Religions and development research over the last twenty years has centered around some major common themes: that religions matter but are side-lined or ignored; that there are surges of interest in religions from international development policymakers and practitioners but that these can lead to instrumentalization and unfair co-option of religious assets; and multiple definitions and categorizations of faith-based organizations. While these major themes have advanced the field previously, recent emerging themes update and re-frame these previously dominant debates. The analysis in this article finds that the new emerging themes push for engaging with the complexity and contextuality of religions, working with a fuller diversity of religious actors, and using a range of research methods. Ultimately, the article finds that researchers in religions and development can move beyond questions of “added value” of religions to development, and instead focus on the nuance of religions for development goals in contextually specific ways.

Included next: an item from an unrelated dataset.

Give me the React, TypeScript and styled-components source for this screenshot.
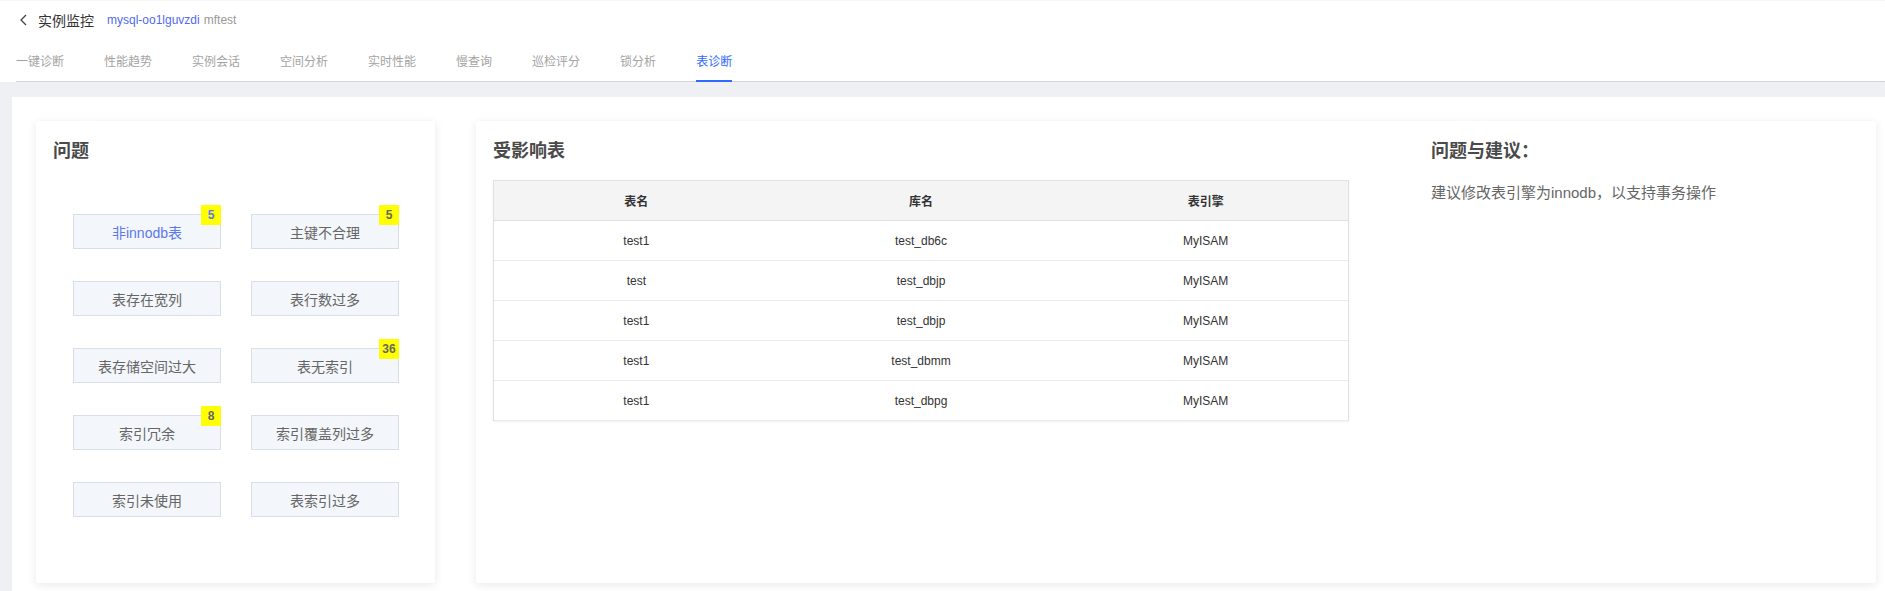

Data driven conclusions, complex technological infrastructure, and engineering knowledge have served as the politically “neutral” harbingers of contemporary progress narratives. Alongside this practice, science and technology studies have described the ways political neutrality is constructed in technological development, serving to elide value-driven intentions, even when well meaning. But how is this neutrality affected when developments are undeniably value driven, ones that have political stakes in international development, with religious actors serving as the main drivers for their creation? Using the field of engineering for community development as an empirical case for exploring how technology, religion, and development are all co-constructed, this piece argues that optimisms inherent in both technological development and religious engagement efforts can and do both compound and hybridize. This piece articulates new and varied forms of secularity and religiosity constructed when technological logics are embedded in international development efforts.